[Entries from a dataset]
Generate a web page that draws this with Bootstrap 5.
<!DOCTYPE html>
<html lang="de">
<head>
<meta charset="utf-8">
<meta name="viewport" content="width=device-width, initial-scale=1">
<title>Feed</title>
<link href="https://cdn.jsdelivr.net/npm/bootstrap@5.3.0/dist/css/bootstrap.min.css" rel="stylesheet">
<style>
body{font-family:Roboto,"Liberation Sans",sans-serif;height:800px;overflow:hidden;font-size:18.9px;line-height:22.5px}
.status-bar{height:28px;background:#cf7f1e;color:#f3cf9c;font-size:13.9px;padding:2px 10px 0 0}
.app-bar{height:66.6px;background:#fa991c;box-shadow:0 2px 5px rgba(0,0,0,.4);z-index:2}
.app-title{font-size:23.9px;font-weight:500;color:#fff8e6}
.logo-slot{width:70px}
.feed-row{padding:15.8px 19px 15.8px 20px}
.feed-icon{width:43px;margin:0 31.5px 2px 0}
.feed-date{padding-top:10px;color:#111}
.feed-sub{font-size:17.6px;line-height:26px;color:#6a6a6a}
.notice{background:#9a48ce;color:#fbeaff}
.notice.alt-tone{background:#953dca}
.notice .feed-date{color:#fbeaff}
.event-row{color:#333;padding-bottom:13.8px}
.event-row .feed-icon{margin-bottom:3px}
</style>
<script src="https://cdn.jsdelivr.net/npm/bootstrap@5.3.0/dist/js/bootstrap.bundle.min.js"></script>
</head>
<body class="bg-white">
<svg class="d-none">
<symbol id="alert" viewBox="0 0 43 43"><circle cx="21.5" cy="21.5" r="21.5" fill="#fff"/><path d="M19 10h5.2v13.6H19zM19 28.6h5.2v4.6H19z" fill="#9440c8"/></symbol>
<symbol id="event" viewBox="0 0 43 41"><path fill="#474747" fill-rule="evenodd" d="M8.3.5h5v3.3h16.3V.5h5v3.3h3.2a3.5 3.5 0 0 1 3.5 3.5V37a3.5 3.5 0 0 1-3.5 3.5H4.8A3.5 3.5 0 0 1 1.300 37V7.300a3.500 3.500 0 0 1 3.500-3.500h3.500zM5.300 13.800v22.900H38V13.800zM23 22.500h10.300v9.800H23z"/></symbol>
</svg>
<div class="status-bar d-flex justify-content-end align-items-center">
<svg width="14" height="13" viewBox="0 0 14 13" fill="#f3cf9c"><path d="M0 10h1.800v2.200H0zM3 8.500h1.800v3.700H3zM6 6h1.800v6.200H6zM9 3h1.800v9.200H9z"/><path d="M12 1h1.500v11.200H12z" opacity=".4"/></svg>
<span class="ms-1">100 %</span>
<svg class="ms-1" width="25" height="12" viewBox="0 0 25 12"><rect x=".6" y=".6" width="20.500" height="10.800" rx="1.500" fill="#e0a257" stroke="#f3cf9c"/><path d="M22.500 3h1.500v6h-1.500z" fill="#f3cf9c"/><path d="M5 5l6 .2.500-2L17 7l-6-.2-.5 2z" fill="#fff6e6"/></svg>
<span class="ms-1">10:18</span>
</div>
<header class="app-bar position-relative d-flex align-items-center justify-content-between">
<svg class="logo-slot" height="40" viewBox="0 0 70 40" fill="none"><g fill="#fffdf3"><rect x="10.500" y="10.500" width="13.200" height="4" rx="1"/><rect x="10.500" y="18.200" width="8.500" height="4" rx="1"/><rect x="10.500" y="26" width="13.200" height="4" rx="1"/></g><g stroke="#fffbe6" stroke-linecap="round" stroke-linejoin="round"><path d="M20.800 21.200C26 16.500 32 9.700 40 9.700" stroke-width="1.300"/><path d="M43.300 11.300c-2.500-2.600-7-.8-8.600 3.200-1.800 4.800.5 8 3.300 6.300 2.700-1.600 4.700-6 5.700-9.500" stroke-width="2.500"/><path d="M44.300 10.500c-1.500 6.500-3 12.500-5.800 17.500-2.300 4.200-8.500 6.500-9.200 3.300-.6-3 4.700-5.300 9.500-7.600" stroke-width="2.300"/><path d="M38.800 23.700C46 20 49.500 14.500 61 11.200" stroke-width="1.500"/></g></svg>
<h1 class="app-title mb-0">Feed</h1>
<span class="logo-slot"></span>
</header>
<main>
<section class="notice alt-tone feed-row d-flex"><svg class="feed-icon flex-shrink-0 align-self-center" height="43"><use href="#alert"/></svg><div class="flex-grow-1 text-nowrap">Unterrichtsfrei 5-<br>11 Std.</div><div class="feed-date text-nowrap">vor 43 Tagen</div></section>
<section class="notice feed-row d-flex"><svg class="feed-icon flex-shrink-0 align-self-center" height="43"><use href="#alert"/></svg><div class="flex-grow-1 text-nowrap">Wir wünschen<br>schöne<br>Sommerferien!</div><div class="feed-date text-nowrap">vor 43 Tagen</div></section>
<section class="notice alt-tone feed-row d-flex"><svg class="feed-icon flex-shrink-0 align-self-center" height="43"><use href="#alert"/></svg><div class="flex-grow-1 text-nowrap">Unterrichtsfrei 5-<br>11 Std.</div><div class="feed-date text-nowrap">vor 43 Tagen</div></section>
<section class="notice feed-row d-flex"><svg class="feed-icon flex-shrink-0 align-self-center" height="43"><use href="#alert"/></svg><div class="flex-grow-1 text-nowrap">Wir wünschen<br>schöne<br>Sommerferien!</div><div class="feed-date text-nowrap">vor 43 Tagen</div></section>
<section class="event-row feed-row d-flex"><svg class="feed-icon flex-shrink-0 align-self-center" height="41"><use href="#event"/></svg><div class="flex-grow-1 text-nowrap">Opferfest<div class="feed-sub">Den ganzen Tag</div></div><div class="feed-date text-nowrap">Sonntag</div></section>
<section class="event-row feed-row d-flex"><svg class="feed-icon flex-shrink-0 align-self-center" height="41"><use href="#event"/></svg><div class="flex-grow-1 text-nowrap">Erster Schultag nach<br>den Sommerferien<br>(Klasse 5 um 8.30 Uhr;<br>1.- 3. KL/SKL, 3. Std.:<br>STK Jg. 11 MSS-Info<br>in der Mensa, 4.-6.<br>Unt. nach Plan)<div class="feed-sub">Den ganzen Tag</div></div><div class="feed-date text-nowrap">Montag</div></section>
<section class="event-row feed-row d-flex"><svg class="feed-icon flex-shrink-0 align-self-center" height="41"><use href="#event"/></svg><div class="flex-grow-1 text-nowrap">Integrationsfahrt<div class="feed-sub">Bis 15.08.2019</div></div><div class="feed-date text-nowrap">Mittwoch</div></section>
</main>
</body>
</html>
* * *
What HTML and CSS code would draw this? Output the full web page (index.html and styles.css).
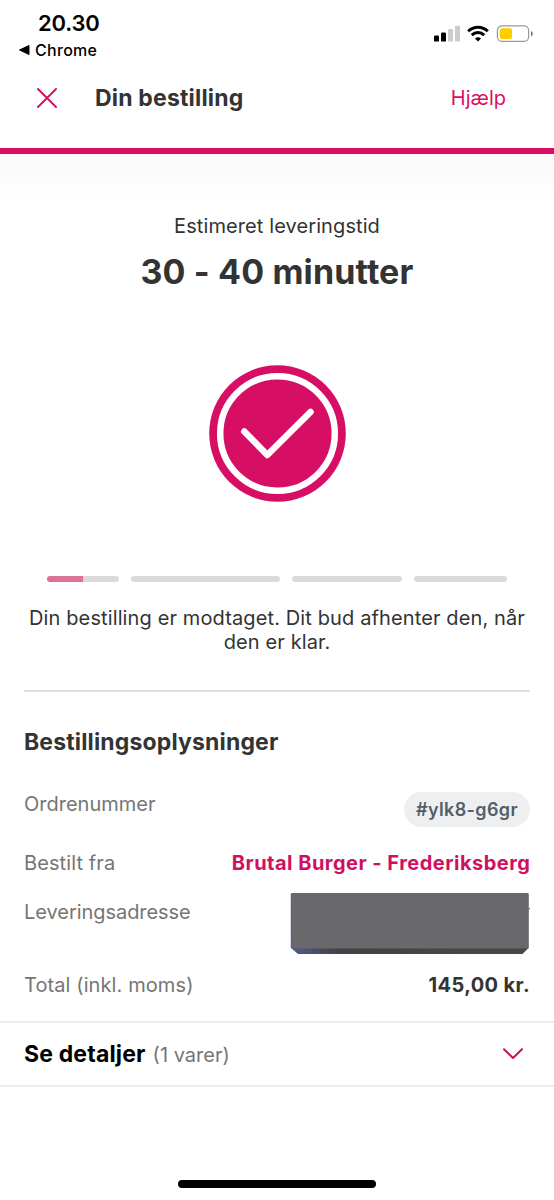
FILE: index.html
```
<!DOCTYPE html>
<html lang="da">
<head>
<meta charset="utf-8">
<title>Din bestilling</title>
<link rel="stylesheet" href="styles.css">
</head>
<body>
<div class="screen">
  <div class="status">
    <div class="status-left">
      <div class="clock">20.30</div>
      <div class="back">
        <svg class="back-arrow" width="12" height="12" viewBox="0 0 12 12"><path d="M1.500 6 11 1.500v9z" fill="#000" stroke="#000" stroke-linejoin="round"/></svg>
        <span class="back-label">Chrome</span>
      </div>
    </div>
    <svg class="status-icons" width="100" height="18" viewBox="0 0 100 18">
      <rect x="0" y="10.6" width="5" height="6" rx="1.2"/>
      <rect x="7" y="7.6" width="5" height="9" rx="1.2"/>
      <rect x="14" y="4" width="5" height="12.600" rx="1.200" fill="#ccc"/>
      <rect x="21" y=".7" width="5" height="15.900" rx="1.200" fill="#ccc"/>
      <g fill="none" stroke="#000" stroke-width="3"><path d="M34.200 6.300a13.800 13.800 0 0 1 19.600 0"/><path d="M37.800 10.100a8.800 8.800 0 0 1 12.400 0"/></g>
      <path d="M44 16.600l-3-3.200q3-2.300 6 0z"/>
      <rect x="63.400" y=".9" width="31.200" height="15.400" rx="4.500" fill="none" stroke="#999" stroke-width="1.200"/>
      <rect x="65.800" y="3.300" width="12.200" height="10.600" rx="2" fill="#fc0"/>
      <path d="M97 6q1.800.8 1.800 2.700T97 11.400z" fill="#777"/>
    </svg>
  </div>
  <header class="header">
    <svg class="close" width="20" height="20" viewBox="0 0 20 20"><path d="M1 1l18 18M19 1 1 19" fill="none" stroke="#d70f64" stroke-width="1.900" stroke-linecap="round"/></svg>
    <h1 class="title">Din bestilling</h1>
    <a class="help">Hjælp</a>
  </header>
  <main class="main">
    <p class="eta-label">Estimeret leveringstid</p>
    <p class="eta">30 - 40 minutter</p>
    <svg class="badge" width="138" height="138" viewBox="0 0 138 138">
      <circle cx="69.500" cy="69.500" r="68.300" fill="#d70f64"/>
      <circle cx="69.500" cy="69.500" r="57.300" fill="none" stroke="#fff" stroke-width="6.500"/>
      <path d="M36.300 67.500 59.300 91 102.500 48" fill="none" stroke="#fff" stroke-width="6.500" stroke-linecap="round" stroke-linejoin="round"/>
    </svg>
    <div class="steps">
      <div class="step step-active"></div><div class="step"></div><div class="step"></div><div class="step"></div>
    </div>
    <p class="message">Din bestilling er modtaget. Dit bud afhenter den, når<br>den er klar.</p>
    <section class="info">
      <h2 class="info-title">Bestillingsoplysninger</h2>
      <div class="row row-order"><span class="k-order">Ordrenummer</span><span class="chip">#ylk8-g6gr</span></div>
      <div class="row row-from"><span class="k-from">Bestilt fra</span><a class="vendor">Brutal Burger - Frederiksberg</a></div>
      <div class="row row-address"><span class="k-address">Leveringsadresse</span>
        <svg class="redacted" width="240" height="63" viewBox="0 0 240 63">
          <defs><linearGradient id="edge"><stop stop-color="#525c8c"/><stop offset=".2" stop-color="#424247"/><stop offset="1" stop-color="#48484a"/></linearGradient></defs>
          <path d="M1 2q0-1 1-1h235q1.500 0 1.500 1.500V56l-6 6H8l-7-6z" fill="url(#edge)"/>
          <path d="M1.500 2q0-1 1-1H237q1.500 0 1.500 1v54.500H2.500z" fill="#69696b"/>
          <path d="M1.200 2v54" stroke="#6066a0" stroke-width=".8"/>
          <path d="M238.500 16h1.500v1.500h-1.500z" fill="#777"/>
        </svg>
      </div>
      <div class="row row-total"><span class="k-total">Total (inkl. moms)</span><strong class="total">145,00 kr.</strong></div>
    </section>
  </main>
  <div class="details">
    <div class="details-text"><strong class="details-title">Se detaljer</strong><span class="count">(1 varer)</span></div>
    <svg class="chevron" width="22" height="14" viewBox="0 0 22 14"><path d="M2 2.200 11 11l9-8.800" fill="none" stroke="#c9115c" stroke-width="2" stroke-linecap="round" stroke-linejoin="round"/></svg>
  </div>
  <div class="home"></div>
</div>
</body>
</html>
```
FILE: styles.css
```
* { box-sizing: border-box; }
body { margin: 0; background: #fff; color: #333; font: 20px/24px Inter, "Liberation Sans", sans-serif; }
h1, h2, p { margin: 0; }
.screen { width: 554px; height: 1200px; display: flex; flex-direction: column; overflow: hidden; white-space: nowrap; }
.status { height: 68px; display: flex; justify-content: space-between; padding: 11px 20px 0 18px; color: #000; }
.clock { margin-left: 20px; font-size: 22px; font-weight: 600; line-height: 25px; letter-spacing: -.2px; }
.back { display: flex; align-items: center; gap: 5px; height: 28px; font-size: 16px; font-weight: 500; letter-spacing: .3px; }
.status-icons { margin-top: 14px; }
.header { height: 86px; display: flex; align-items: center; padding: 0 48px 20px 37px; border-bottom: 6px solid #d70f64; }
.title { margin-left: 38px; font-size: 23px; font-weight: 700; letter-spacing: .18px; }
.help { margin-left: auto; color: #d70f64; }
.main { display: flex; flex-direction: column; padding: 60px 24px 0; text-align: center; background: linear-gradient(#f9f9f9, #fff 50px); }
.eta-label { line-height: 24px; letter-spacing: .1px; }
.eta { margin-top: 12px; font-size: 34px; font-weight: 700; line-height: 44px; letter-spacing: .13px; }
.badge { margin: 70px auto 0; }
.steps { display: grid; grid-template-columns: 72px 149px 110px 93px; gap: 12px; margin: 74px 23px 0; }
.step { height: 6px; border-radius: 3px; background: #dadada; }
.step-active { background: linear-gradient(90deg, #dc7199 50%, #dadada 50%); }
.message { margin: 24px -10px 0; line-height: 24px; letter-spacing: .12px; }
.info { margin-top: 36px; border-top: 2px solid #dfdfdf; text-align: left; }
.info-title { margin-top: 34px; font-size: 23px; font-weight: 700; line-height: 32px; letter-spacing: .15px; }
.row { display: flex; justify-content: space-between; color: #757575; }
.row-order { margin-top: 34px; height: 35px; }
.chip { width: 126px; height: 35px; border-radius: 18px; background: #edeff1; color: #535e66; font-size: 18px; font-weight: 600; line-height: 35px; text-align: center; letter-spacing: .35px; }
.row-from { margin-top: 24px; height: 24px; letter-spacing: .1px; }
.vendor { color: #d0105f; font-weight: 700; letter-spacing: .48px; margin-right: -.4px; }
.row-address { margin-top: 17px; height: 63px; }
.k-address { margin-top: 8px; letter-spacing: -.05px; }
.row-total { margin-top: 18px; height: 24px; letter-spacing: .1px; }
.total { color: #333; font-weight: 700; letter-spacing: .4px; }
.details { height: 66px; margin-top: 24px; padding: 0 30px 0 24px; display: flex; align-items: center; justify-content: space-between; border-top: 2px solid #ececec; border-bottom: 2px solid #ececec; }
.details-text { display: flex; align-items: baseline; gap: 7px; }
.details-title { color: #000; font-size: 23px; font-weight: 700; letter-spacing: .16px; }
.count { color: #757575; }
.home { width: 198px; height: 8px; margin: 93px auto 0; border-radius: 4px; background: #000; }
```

- [Written exercise] For the listing above, identify each line bearing "index".

- [Task result]
.app-bar{height:66.6px;background:#fa991c;box-shadow:0 2px 5px rgba(0,0,0,.4);z-index:2}
What HTML and CSS code would draw this? Output the full web page (index.html and styles.css).
FILE: index.html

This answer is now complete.